Wenn ihr gegen Hartz-IV-Sanktionen seid, dann sagt nicht: Ich bin für ein Bedingungsloses Grundeinkommen. Sagt, dass ihr gegen Hartz-IV-Sanktionen seid. Sagt, dass ihr gerne Steuergelder investieren würdet, um Euren Mitmenschen ohne Arbeitsmöglichkeiten ein würdigeres Dasein zu ermöglichen.

Wenn ihr dagegen dafür seid, dass die Chancen in der Gesellschaft besser verteilt sind, sagt nicht, das ihr für ein Bedingungsloses Grundeinkommen seid. Sagt, dass ihr neue Arbeitsmodelle ausprobieren wollt, die Familie und Arbeit vereinen, die Eure gesellschaftliche Mitsprache sichern. Unterhaltet Euch über realisierbare Maschinensteuern oder Kapitalmarktvorschriften, die verhindern, dass jeder wirtschaftliche Fortschritt den gesellschaftlichen Rückschritt finanzieren. Wie wollt ihr die Einwanderung regeln?

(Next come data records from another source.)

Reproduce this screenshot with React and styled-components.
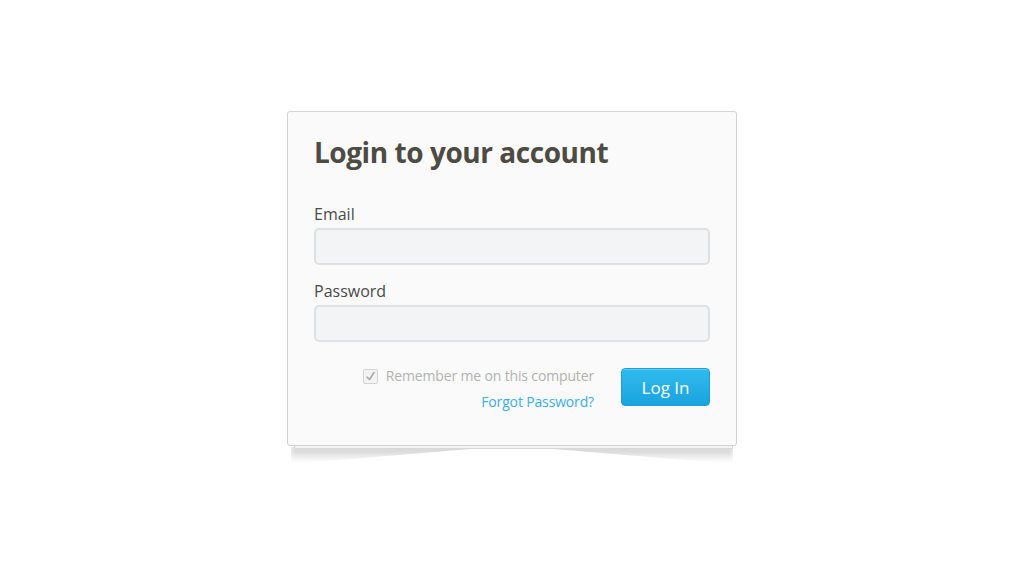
import React from 'react';
import styled, { createGlobalStyle } from 'styled-components';

const GlobalStyle = createGlobalStyle`
  html, body {
    margin: 0;
    padding: 0;
    background: #ffffff;
    font-family: 'Open Sans', 'Liberation Sans', sans-serif;
  }
`;

const Page = styled.div`
  width: 1024px;
  height: 576px;
  display: flex;
  justify-content: center;
  padding-top: 111px;
  box-sizing: border-box;
`;

// curled page shadow under the card, drawn with two tapered gradients
const Stack = styled.div`
  position: relative;
  z-index: 0;
  width: 450px;
  height: fit-content;

  &::before,
  &::after {
    content: '';
    position: absolute;
    top: calc(100% - 2px);
    width: 42%;
    height: 17px;
    z-index: -1;
    background: linear-gradient(to bottom, rgba(0, 0, 0, 0.2), rgba(0, 0, 0, 0) 90%);
    filter: blur(2px);
  }
  &::before {
    left: 4px;
    clip-path: polygon(0 0, 100% 0, 100% 8%, 0 100%);
  }
  &::after {
    right: 4px;
    clip-path: polygon(0 0, 100% 0, 100% 100%, 0 8%);
  }
`;

const Card = styled.form`
  position: relative;
  z-index: 1;
  box-sizing: border-box;
  background: #fafafa;
  border: 1px solid #d2d2d2;
  border-radius: 3px;
  padding: 23px 26px 33px 26px;
`;

const Sheet = styled.div`
  position: relative;
  z-index: 1;
  height: 2px;
  margin: 0 4px 0 7px;
  background: #f4f4f4;
  border: 1px solid #d8d8d8;
  border-top: none;
  border-radius: 0 0 2px 2px;
`;

const Title = styled.h1`
  margin: 0 0 35px;
  font-size: 28px;
  line-height: 34px;
  font-weight: 700;
  letter-spacing: -0.45px;
  color: #4d4b43;
`;

const Label = styled.label`
  display: block;
  font-size: 16px;
  line-height: 20px;
  color: #4a4a4a;
  margin-bottom: 4px;
`;

const Input = styled.input`
  display: block;
  box-sizing: border-box;
  width: 100%;
  height: 37px;
  margin: 0 0 ${p => p.$gap || 0}px;
  background: #f3f4f5;
  border: 2px solid #dfe0e1;
  border-radius: 5px;
  outline: none;
`;

const Footer = styled.div`
  display: flex;
  justify-content: flex-end;
  align-items: flex-start;
  gap: 27px;
  margin-top: 26px;
`;

const Options = styled.div`
  display: flex;
  flex-direction: column;
  align-items: flex-end;
  gap: 6px;
`;

const Remember = styled.div`
  display: flex;
  align-items: center;
  gap: 8px;
  font-size: 14px;
  letter-spacing: -0.15px;
  line-height: 20px;
  color: #b2b2b2;
  margin-top: -2px;
`;

const Check = styled.span`
  display: inline-flex;
  align-items: center;
  justify-content: center;
  width: 15px;
  height: 15px;
  box-sizing: border-box;
  border: 1px solid #d4d4d4;
  border-radius: 2px;
  background: #f3f3f3;
`;

const Forgot = styled.a`
  font-size: 14px;
  letter-spacing: -0.15px;
  line-height: 20px;
  color: #3aafe2;
  text-decoration: none;
`;

const Button = styled.button`
  width: 89px;
  height: 38px;
  box-sizing: border-box;
  border: 1px solid #1b9fd8;
  border-radius: 4px;
  background: linear-gradient(#30bbef, #1aa3de);
  color: #ffffff;
  font-family: 'Open Sans', 'Liberation Sans', sans-serif;
  font-size: 17px;
  padding: 0;
  box-shadow: inset 0 1px 0 rgba(255, 255, 255, 0.25);
`;

export default function App() {
  return (
    <>
      <GlobalStyle />
      <Page>
        <Stack>
          <Card onSubmit={e => e.preventDefault()}>
            <Title>Login to your account</Title>
            <Label>Email</Label>
            <Input type="email" $gap={16} />
            <Label>Password</Label>
            <Input type="password" />
            <Footer>
              <Options>
                <Remember>
                  <Check>
                    <svg width="11" height="11" viewBox="0 0 11 11">
                      <path d="M2 6 L4.5 8.5 L9 1.5" fill="none" stroke="#a8a8a8" strokeWidth="1.6" strokeLinecap="round" strokeLinejoin="round" />
                    </svg>
                  </Check>
                  Remember me on this computer
                </Remember>
                <Forgot href="#">Forgot Password?</Forgot>
              </Options>
              <Button type="submit">Log In</Button>
            </Footer>
          </Card>
          <Sheet />
        </Stack>
      </Page>
    </>
  );
}
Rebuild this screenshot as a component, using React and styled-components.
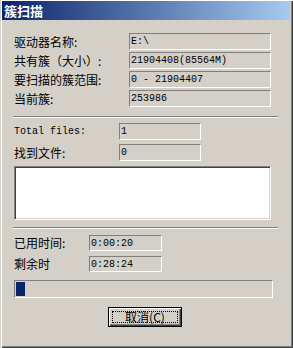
import React from "react";
import styled, { createGlobalStyle } from "styled-components";

const GlobalStyle = createGlobalStyle`
  html, body {
    margin: 0;
    padding: 0;
    background: #d4d0c8;
  }
`;

const Window = styled.div`
  width: 293px;
  height: 348px;
  box-sizing: border-box;
  padding: 1px 3px 3px 2px;
  background: #d4d0c8;
  box-shadow: inset 1px 0 #d4d0c8, inset 2px 0 #ffffff, inset 0 1px #ffffff,
    inset -1px -1px #404040, inset -2px -2px #808080;
  font-family: "Noto Sans CJK SC", "Liberation Sans", sans-serif;
  font-size: 12px;
  color: #000;
  display: flex;
  flex-direction: column;
`;

const TitleBar = styled.div`
  height: 19px;
  display: flex;
  align-items: center;
  padding-left: 2px;
  background: linear-gradient(to right, #0a246a, #a6caf0);
  color: #fff;
  font-weight: bold;
  font-size: 13px;
  letter-spacing: 0px;
`;

const Body = styled.div`
  padding: 0 0 0 12px;
  display: flex;
  flex-direction: column;
`;

const FieldGrid = styled.div`
  display: grid;
  grid-template-columns: ${(p) => p.$label}px ${(p) => p.$field}px;
  grid-auto-rows: ${(p) => p.$row}px;
  row-gap: ${(p) => p.$gap}px;
  margin-top: ${(p) => p.$top}px;
  align-items: center;
`;

const Label = styled.span`
  font-family: ${(p) =>
    p.$mono
      ? '"Liberation Mono", monospace'
      : '"Noto Sans CJK SC", "Liberation Sans", sans-serif'};
  font-size: ${(p) => (p.$mono ? "10px" : "12px")};
  line-height: 14px;
  white-space: nowrap;
`;

const Field = styled.div`
  height: 100%;
  box-sizing: border-box;
  border-top: 1px solid #808080;
  border-left: 1px solid #808080;
  border-bottom: 1px solid #ffffff;
  border-right: 1px solid #ffffff;
  padding-left: 1px;
  display: flex;
  align-items: center;
  font-family: "Liberation Mono", monospace;
  font-size: 10px;
  white-space: pre;
`;

const Separator = styled.div`
  margin-top: ${(p) => p.$top}px;
  margin-left: -1px;
  width: 265px;
  height: 0;
  border-top: 1px solid #808080;
  border-bottom: 1px solid #ffffff;
`;

const ListBox = styled.div`
  margin-top: 5px;
  width: 257px;
  height: 54px;
  box-sizing: border-box;
  background: #ffffff;
  border-top: 1px solid #808080;
  border-left: 1px solid #808080;
  border-bottom: 1px solid #ffffff;
  border-right: 1px solid #ffffff;
  box-shadow: inset 1px 1px #404040, inset -1px -1px #d4d0c8;
`;

const Progress = styled.div`
  margin-top: 8px;
  width: 259px;
  height: 18px;
  box-sizing: border-box;
  padding: 1px;
  border-top: 1px solid #808080;
  border-left: 1px solid #808080;
  border-bottom: 1px solid #ffffff;
  border-right: 1px solid #ffffff;
  display: flex;
`;

const ProgressBlock = styled.div`
  width: 9px;
  height: 100%;
  background: #0a246a;
`;

const ButtonRow = styled.div`
  margin-top: 9px;
  padding-left: 94px;
  display: flex;
`;

const Button = styled.button`
  width: 74px;
  height: 20px;
  box-sizing: border-box;
  margin: 0;
  padding: 0;
  background: #d4d0c8;
  border: 1px solid #000;
  box-shadow: inset 1px 1px #ffffff, inset -1px -1px #404040,
    inset -2px -2px #808080;
  font-family: "Noto Sans CJK SC", "Liberation Sans", sans-serif;
  font-size: 12px;
  color: #000;
  display: flex;
  align-items: stretch;
  justify-content: stretch;
  padding: 3px;
`;

const FocusRing = styled.span`
  flex: 1;
  border: 1px dotted #000;
  display: flex;
  align-items: center;
  justify-content: center;
  line-height: 12px;
`;

export default function App() {
  return (
    <>
      <GlobalStyle />
      <Window>
        <TitleBar>簇扫描</TitleBar>
        <Body>
          <FieldGrid $label={115} $field={142} $row={17} $gap={2} $top={13}>
            <Label>驱动器名称:</Label>
            <Field>E:\</Field>
            <Label>共有簇（大小）:</Label>
            <Field>21904408(85564M)</Field>
            <Label>要扫描的簇范围:</Label>
            <Field>0 - 21904407</Field>
            <Label>当前簇:</Label>
            <Field>253986</Field>
          </FieldGrid>
          <Separator $top={9} />
          <FieldGrid $label={105} $field={82} $row={17} $gap={4} $top={5}>
            <Label $mono>Total files:</Label>
            <Field>1</Field>
            <Label>找到文件:</Label>
            <Field>0</Field>
          </FieldGrid>
          <ListBox />
          <Separator $top={7} />
          <FieldGrid $label={75} $field={73} $row={16} $gap={5} $top={6}>
            <Label>已用时间:</Label>
            <Field>0:00:20</Field>
            <Label>剩余时</Label>
            <Field>0:28:24</Field>
          </FieldGrid>
          <Progress>
            <ProgressBlock />
          </Progress>
          <ButtonRow>
            <Button>
              <FocusRing>取消(C)</FocusRing>
            </Button>
          </ButtonRow>
        </Body>
      </Window>
    </>
  );
}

Und falls ihr tatsächlich für ein Bedingungsloses Grundeinkommen seid, dann lasst uns endlich anfangen richtig darüber zu reden. Sucht Euch ein Modell aus und arbeitet dran. Und zwar weiter als es die Rattenfänger der letzten Jahre getan haben, die Euch versprechen, dass alles irgendwie gleich bleibe — nur eben besser. Wer wirklich an ein Bedingungloses Grundeinkommen glaubt, will nicht weniger als eine Revolution, die keinen Stein auf dem anderen lässt. Und Revolutionen haben nun mal die Angewohnheit, dass sich die Revolutionäre dann mit der Realität und der Umsetzung ihrer Ziele beschäftigen müssen. Eine andere Konstante ist: Bei Revolutionen zahlen viele Menschen drauf — und nicht nur die, für die das beabsichtigt war.

Wenn ihr über BGE diskutieren wollt, stellt Euch zum Beispiel erst einmal diese Fragen: Wollt ihr eine Planwirtschaft oder keine? Falls ja: Warum soll das plötzlich besser klappen als bei den letzten Versuchen? Falls nein: Wie soll der Markt denn funktionieren? Den alten habt ihr ja eben beerdigt. Ihr könnt Euch nicht darauf rausreden, dass irgendwer schon eine Lösung, ein neues Modell finden werde, mit dem Ihr euch dann im Fall der Fälle schon beschäftigen werdet. Die letzten zehn Jahre haben gezeigt: Wenn ihr es nicht tut, wird es niemand anderes tun. Jemand wird Euch den Begriff wegnehmen und Eure Albträume draus machen.